Il mio secondo figlio nacque morto, a differenza del primo, che visse sette giorni. “E’ colpa di Chernobyl”, mi disse un’infermiera rattristata mentre mi svegliavo dalla nuova anestesia. Era il 9 agosto 1986. Molti anni dopo, dopo che gli altri due figli sono faticosamente venuti al mondo, dopo che la vita, come sempre, è andata avanti, mi ritrovo a guardare una bellissima serie televisiva che ricorda a chi non c’era cosa fu quel 1986. A oggi, ci vien detto che non esiste correlazione fra quanto avvenne in Ucraina in una notte di fine aprile e problemi dovuti alle nascite o alla sterilità: non nelle regioni circostanti, figurarsi in Europa.

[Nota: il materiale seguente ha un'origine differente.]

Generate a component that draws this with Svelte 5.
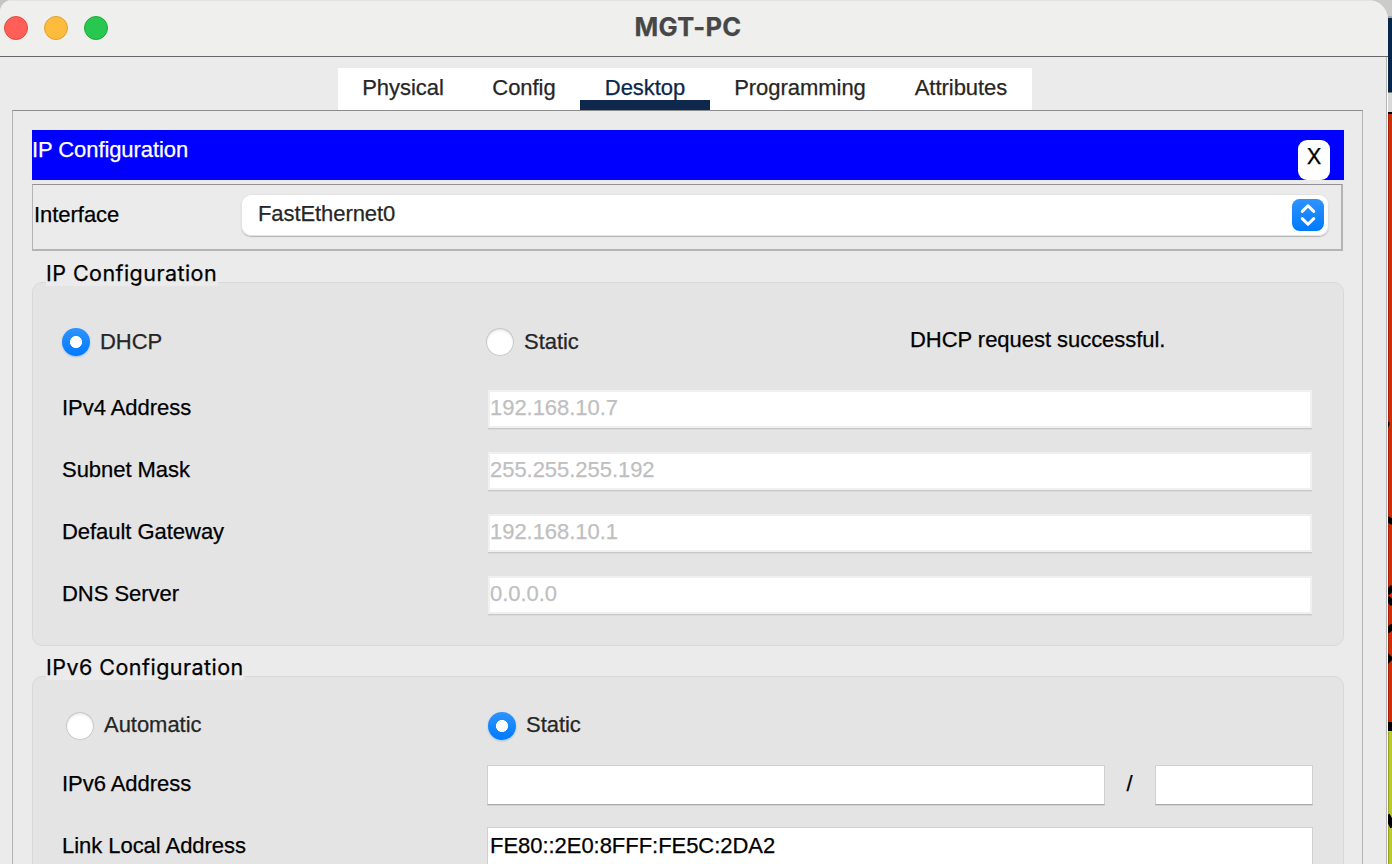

E io ci credo, certo. Però ricordo molto bene quella primavera. Niente latte fresco, solo quello a lunga conservazione. Niente insalata, pomodori, verdure crude. Ci limitammo anche la frutta fresca. Esitammo su ogni cibo, sulle uova, sulla carne. E per la prima volta, noi che avevamo attraversato il decennio della festa e insieme delle pistole, dopo che avevamo salutato gli amici morti di overdose, per la prima volta abbiamo avuto paura di essere condannati.
Molti anni dopo, di nuovo, Svetlana Alexievich raccontò le storie di chi c’era in Preghiera per Chernobyl (vinse poi il Nobel per la letteratura, Alexievich). Poi è arrivata la serie di Craig Mazin, e di qui lo stupore per chi ignorava e si chiede “ma davvero?”.
Prima ancora, ricordava Nicola Lagioia qualche giorno fa, c’erano stati gli scrittori. Stephen King con The Stand, dove raccontava non la morte da radiazioni ma un contagio inarrestabile da SuperInfluenza dovuto a un esperimento militare. E prima ancora c’era stato Carlo Cassola.
Proprio lui, una delle “Liale” deprecate dal Gruppo 63, quello che aveva raccontato fragili e forti figure femminili in tanti romanzi fatti di niente, di speranze subito spezzate, di possibilità interrotte. Nello stesso anno in cui Stephen King scrive The Stand, Cassola scrive Il superstite. E’ il primo romanzo della cosiddetta “trilogia atomica” (gli altri due sono Ferragosto di morte e Il mondo senza nessuno). Il protagonista è un cane, Lucky, unico a essere sopravvissuto all’apocalisse nucleare, per poco. Peraltro, contiene non pochi presagi, non solo atomici:
“Gli stenti della vita erano la sola cosa che attirasse l’attenzione di tutti, uomini e donne. I partiti facevano la loro fortuna organizzando il risentimento sociale: i partiti di sinistra quello della povera gente, i partiti di destra quello dei pochi signori e dei ceti intermedi che avevano anch’essi in dispregio la condizione dei poveri. Nessuno che s’interessasse del problema della sopravvivenza: forse perché avrebbe dovuto interessare tutti, ricchi e poveri, chi viveva in ozio e chi si ammazzava dalla fatica”.
Interessante, vero? Ancor più interessante non solo la capacità di guardare lontano degli autori di fantastico, ma la nostra abilità nel dimenticarli. Tant’è.